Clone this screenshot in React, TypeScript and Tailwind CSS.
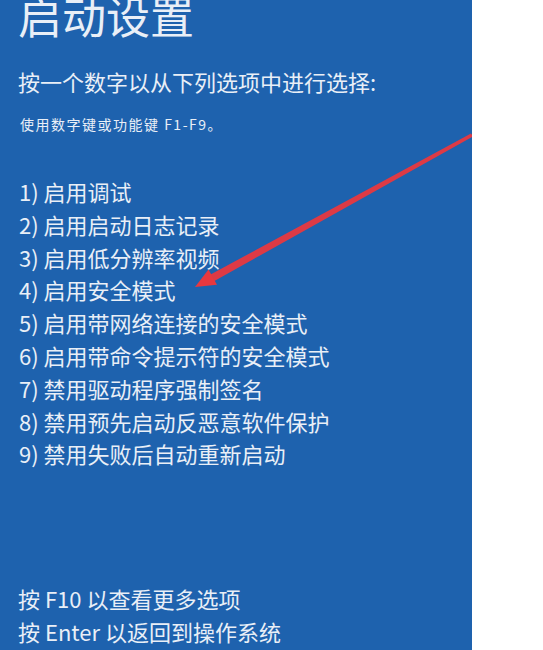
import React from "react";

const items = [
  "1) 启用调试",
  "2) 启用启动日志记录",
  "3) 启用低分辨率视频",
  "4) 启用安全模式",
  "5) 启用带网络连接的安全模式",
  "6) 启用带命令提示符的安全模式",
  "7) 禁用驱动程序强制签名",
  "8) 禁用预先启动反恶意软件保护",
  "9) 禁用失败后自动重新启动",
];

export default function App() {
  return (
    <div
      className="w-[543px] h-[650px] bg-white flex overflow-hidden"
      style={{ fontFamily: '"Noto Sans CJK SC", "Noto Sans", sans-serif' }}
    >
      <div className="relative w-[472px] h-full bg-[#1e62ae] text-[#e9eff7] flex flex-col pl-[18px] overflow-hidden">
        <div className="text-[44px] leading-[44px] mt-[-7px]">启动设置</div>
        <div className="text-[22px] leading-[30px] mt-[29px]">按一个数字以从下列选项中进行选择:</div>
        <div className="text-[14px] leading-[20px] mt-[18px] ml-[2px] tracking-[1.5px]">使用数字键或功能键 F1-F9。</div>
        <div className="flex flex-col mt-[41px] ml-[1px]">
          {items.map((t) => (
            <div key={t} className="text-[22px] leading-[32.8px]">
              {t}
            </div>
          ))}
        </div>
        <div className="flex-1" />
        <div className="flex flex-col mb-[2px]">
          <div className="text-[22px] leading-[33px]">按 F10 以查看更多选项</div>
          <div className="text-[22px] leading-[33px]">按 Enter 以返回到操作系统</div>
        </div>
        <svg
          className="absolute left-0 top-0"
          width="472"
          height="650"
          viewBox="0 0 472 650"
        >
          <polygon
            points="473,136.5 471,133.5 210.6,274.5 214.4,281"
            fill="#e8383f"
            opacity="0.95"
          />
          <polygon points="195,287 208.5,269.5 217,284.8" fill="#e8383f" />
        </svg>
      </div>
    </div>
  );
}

————

■ Do this
Copy all the lines of data exactly as they appear, dropping any images.

■ Written solution
Clone this screenshot in React, TypeScript and Tailwind CSS.
import React from "react";

const items = [
  "1) 启用调试",
  "2) 启用启动日志记录",
  "3) 启用低分辨率视频",
  "4) 启用安全模式",
  "5) 启用带网络连接的安全模式",
  "6) 启用带命令提示符的安全模式",
  "7) 禁用驱动程序强制签名",
  "8) 禁用预先启动反恶意软件保护",
  "9) 禁用失败后自动重新启动",
];

export default function App() {
  return (
    <div
      className="w-[543px] h-[650px] bg-white flex overflow-hidden"
      style={{ fontFamily: '"Noto Sans CJK SC", "Noto Sans", sans-serif' }}
    >
      <div className="relative w-[472px] h-full bg-[#1e62ae] text-[#e9eff7] flex flex-col pl-[18px] overflow-hidden">
        <div className="text-[44px] leading-[44px] mt-[-7px]">启动设置</div>
        <div className="text-[22px] leading-[30px] mt-[29px]">按一个数字以从下列选项中进行选择:</div>
        <div className="text-[14px] leading-[20px] mt-[18px] ml-[2px] tracking-[1.5px]">使用数字键或功能键 F1-F9。</div>
        <div className="flex flex-col mt-[41px] ml-[1px]">
          {items.map((t) => (
            <div key={t} className="text-[22px] leading-[32.8px]">
              {t}
            </div>
          ))}
        </div>
        <div className="flex-1" />
        <div className="flex flex-col mb-[2px]">
          <div className="text-[22px] leading-[33px]">按 F10 以查看更多选项</div>
          <div className="text-[22px] leading-[33px]">按 Enter 以返回到操作系统</div>
        </div>
        <svg
          className="absolute left-0 top-0"
          width="472"
          height="650"
          viewBox="0 0 472 650"
        >
          <polygon
            points="473,136.5 471,133.5 210.6,274.5 214.4,281"
            fill="#e8383f"
            opacity="0.95"
          />
          <polygon points="195,287 208.5,269.5 217,284.8" fill="#e8383f" />
        </svg>
      </div>
    </div>
  );
}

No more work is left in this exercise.